# DATA start
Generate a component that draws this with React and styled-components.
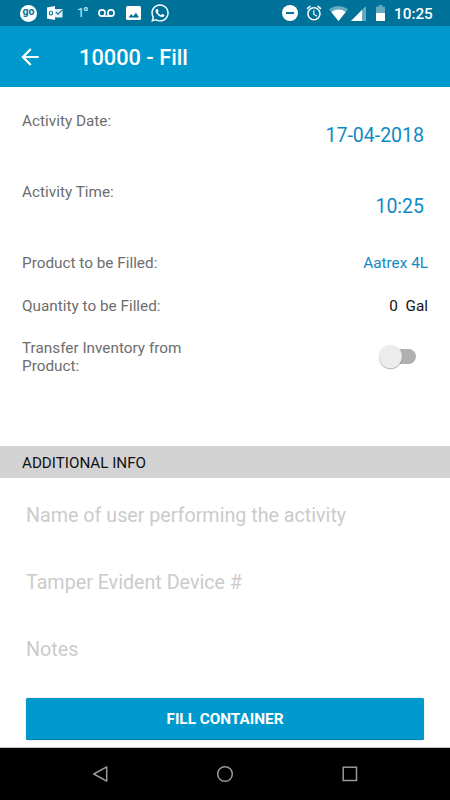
import React from "react";
import styled, { createGlobalStyle } from "styled-components";
import { MdArrowBack, MdAlarm } from "react-icons/md";
import { FaWhatsapp } from "react-icons/fa";

const GlobalStyle = createGlobalStyle`
  * { box-sizing: border-box; }
  body { margin: 0; background: #fff; font-family: Roboto, sans-serif; }
`;

const Screen = styled.div`
  display: flex;
  flex-direction: column;
  width: 450px;
  height: 800px;
  background: #fff;
  overflow: hidden;
`;

const StatusBar = styled.header`
  display: flex;
  justify-content: space-between;
  height: 26px;
  flex: none;
  padding: 0 17px 0 20px;
  background: #007299;
  color: #fff;
`;

const StatusGroup = styled.div`
  display: flex;
  align-items: center;
  height: 26px;
`;

const StatusIcon = styled.span`
  display: flex;
  flex: none;
  width: ${(p) => p.$width}px;
  margin-right: ${(p) => p.$gap || 0}px;
  svg { display: block; flex: none; }
`;

const GoBadge = styled.span`
  width: 17px;
  height: 17px;
  margin-right: 10px;
  border-radius: 50%;
  background: #fff;
  color: #007299;
  font-size: 10.5px;
  font-weight: 700;
  line-height: 14px;
  text-align: center;
`;

const Temperature = styled.span`
  display: flex;
  width: 11px;
  margin-right: 10px;
  color: #d6e8ef;
  font-size: 13px;
  line-height: 26px;
  white-space: nowrap;
`;

const Degree = styled.span`
  margin-left: -1.5px;
  padding-top: 1px;
  font-size: 16px;
`;

const Clock = styled.span`
  width: 39px;
  padding-top: 2px;
  font-size: 15.3px;
  font-weight: 500;
  line-height: 26px;
  white-space: nowrap;
`;

const AppBar = styled.div`
  display: flex;
  align-items: center;
  flex: none;
  height: 61px;
  padding-left: 17px;
  background: #0099cd;
  color: #fff;
`;

const BackButton = styled.button`
  display: flex;
  margin: 0 36px 0 0;
  padding: 0;
  border: 0;
  background: none;
  color: inherit;
`;

const Title = styled.h1`
  margin: 3px 0 0;
  font-size: 21.8px;
  font-weight: 500;
  line-height: 26px;
`;

const Details = styled.main`
  flex: none;
  height: 359px;
  padding: 25px 22px 0;
`;

const Row = styled.div`
  display: flex;
  justify-content: space-between;
  height: ${(p) => p.$height}px;
`;

const Label = styled.div`
  width: 180px;
  color: #6d6d6d;
  font-size: 15.32px;
  line-height: 18px;
`;

const PickerValue = styled.div`
  padding: 12px 4px 0 0;
  color: #108ac4;
  font-size: 19.5px;
  line-height: 24px;
`;

const Value = styled.div`
  color: ${(p) => (p.$link ? "#108ac4" : "#111")};
  font-size: 15.32px;
  line-height: 18px;
  white-space: pre;
`;

const Switch = styled.div`
  display: flex;
  align-items: center;
  width: 34px;
  height: 15px;
  margin: 10px 12px 0 0;
  border-radius: 8px;
  background: #b0b0b0;
`;

const Thumb = styled.span`
  width: 23px;
  height: 23px;
  margin-left: -3px;
  border-radius: 50%;
  background: #ececec;
  box-shadow: 0 1px 1px rgba(0, 0, 0, 0.3);
`;

const SectionHeader = styled.h2`
  flex: none;
  height: 32px;
  margin: 0;
  padding: 1px 22px 0;
  background: #d3d3d3;
  color: #111;
  font-size: 15.2px;
  font-weight: 400;
  line-height: 32px;
`;

const Form = styled.form`
  display: flex;
  flex-direction: column;
  flex: 1;
  padding: 4px 26px 0;
  border-bottom: 1px solid #c4c4c4;
`;

const Field = styled.input`
  flex: none;
  width: 100%;
  height: 67px;
  padding: 0;
  border: 0;
  outline: 0;
  background: transparent;
  font: 400 19.7px Roboto, sans-serif;
  &::placeholder { color: #cbcbcb; opacity: 1; }
`;

const SubmitButton = styled.button`
  flex: none;
  height: 42px;
  margin-top: 15px;
  padding: 0;
  border: 0;
  border-radius: 2px;
  background: #0099cd;
  box-shadow: inset 0 -1px #0084b3, 0 0 1px rgba(0, 0, 0, 0.5);
  color: #fff;
  font: 700 15.3px/42px Roboto, sans-serif;
`;

const NavBar = styled.nav`
  display: flex;
  justify-content: space-between;
  align-items: center;
  flex: none;
  height: 52px;
  padding: 0 91px;
  background: #000;
`;

const NavIcon = styled.svg`
  display: block;
  width: 18px;
  height: 18px;
  fill: none;
  stroke: #999;
  stroke-width: 1.5;
`;

const fields = ["Name of user performing the activity", "Tamper Evident Device #", "Notes"];

export default function App() {
  return (
    <>
      <GlobalStyle />
      <Screen>
        <StatusBar>
          <StatusGroup>
            <GoBadge>go</GoBadge>
            <StatusIcon $width={16} $gap={14}>
              <svg width="16" height="16" viewBox="0 0 16 16">
                <path d="M0 2.5 8 1v14l-8-1.5z" fill="#fff" />
                <ellipse cx="4" cy="8" rx="1.6" ry="2" fill="none" stroke="#007299" strokeWidth="1.1" />
                <path d="M8 4h7.5v8.5H8z" fill="#e4f0f4" />
                <path d="m8.8 6.8 2.2 2.4 4.3-4.4" fill="none" stroke="#007299" strokeWidth="1.1" />
              </svg>
            </StatusIcon>
            <Temperature>1<Degree>°</Degree></Temperature>
            <StatusIcon $width={17} $gap={11}>
              <svg width="17" height="10" viewBox="0 0 17 10" fill="none" stroke="#fff" strokeWidth="1.6">
                <circle cx="4" cy="5" r="3.1" />
                <circle cx="13" cy="5" r="3.1" />
                <path d="M4 8.1h9" />
              </svg>
            </StatusIcon>
            <StatusIcon $width={15} $gap={9}>
              <svg width="15" height="14" viewBox="0 0 15 14">
                <rect width="15" height="14" rx="1.5" fill="#fff" />
                <path d="M2.5 11.5 5.2 8l2 2.3L10 6.8l3 4.7z" fill="#007299" />
              </svg>
            </StatusIcon>
            <StatusIcon $width={18}><FaWhatsapp size={20} /></StatusIcon>
          </StatusGroup>
          <StatusGroup>
            <StatusIcon $width={16} $gap={7}>
              <svg width="16" height="16" viewBox="0 0 16 16">
                <circle cx="8" cy="8" r="8" fill="#fff" />
                <path d="M4 8h8" stroke="#007299" strokeWidth="2" />
              </svg>
            </StatusIcon>
            <StatusIcon $width={18} $gap={6}><MdAlarm size={18} /></StatusIcon>
            <StatusIcon $width={19} $gap={3}>
              <svg width="19" height="15" viewBox="0 0 19 15">
                <path d="M0 3.3Q9.5-3.3 19 3.3L9.5 15z" fill="#66aac2" />
                <path d="M2.3 6Q9.5 1.2 16.7 6L9.5 15z" fill="#fff" />
              </svg>
            </StatusIcon>
            <StatusIcon $width={15} $gap={10}>
              <svg width="15" height="15" viewBox="0 0 15 15">
                <path d="M15 0v15H0z" fill="#66aac2" />
                <path d="M11 4v11H0z" fill="#fff" />
              </svg>
            </StatusIcon>
            <StatusIcon $width={9} $gap={9}>
              <svg width="9" height="16" viewBox="0 0 9 16">
                <path d="M0 1.7h2.7V0h3.6v1.7H9V8H0z" fill="#66aac2" />
                <path d="M0 8h9v8H0z" fill="#fff" />
              </svg>
            </StatusIcon>
            <Clock>10:25</Clock>
          </StatusGroup>
        </StatusBar>
        <AppBar>
          <BackButton type="button" aria-label="Back"><MdArrowBack size={26} /></BackButton>
          <Title>10000 - Fill</Title>
        </AppBar>
        <Details>
          <Row $height={71}>
            <Label>Activity Date:</Label>
            <PickerValue>17-04-2018</PickerValue>
          </Row>
          <Row $height={71}>
            <Label>Activity Time:</Label>
            <PickerValue>10:25</PickerValue>
          </Row>
          <Row $height={43}>
            <Label>Product to be Filled:</Label>
            <Value $link>Aatrex 4L</Value>
          </Row>
          <Row $height={42}>
            <Label>Quantity to be Filled:</Label>
            <Value>{"0  Gal"}</Value>
          </Row>
          <Row $height={36}>
            <Label>Transfer Inventory from Product:</Label>
            <Switch role="switch" aria-checked="false"><Thumb /></Switch>
          </Row>
        </Details>
        <SectionHeader>ADDITIONAL INFO</SectionHeader>
        <Form>
          {fields.map((name) => <Field key={name} placeholder={name} />)}
          <SubmitButton type="button">FILL CONTAINER</SubmitButton>
        </Form>
        <NavBar>
          <NavIcon viewBox="0 0 18 18"><path d="M2.8 9 15.7 1.8v14.4z" strokeLinejoin="round" /></NavIcon>
          <NavIcon viewBox="0 0 18 18"><circle cx="9" cy="9" r="7.3" /></NavIcon>
          <NavIcon viewBox="0 0 18 18"><rect x="2.2" y="2.2" width="13.3" height="13.3" /></NavIcon>
        </NavBar>
      </Screen>
    </>
  );
}
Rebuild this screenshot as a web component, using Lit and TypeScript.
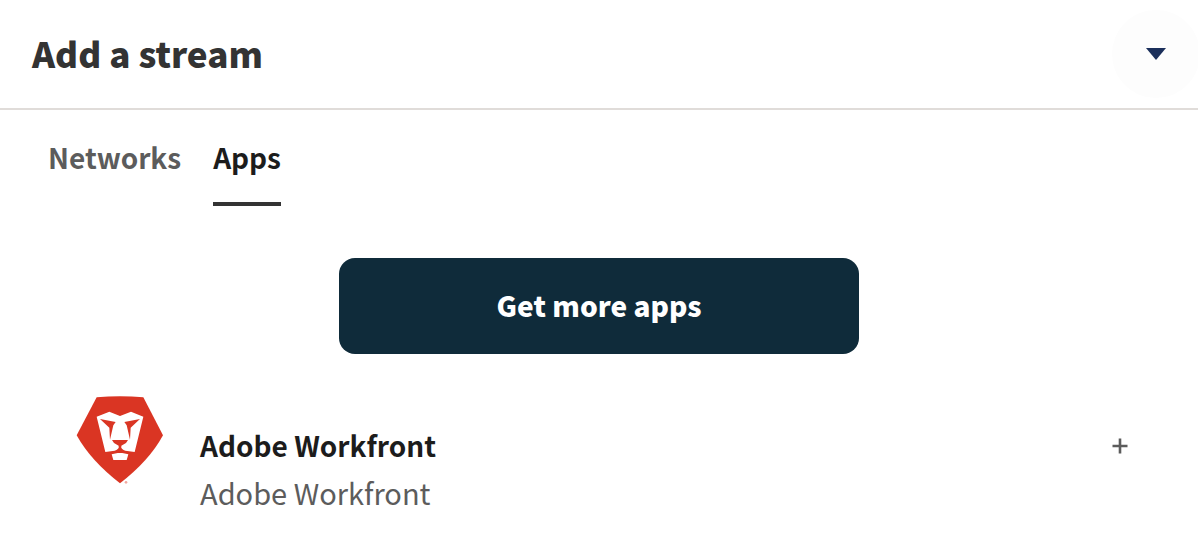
# DATA end
* YOUR INSTRUCTIONS
Show every line of the records above that contains the word "components".

* WRITTEN RESPONSE
Generate a component that draws this with React and styled-components.
import styled, { createGlobalStyle } from "styled-components";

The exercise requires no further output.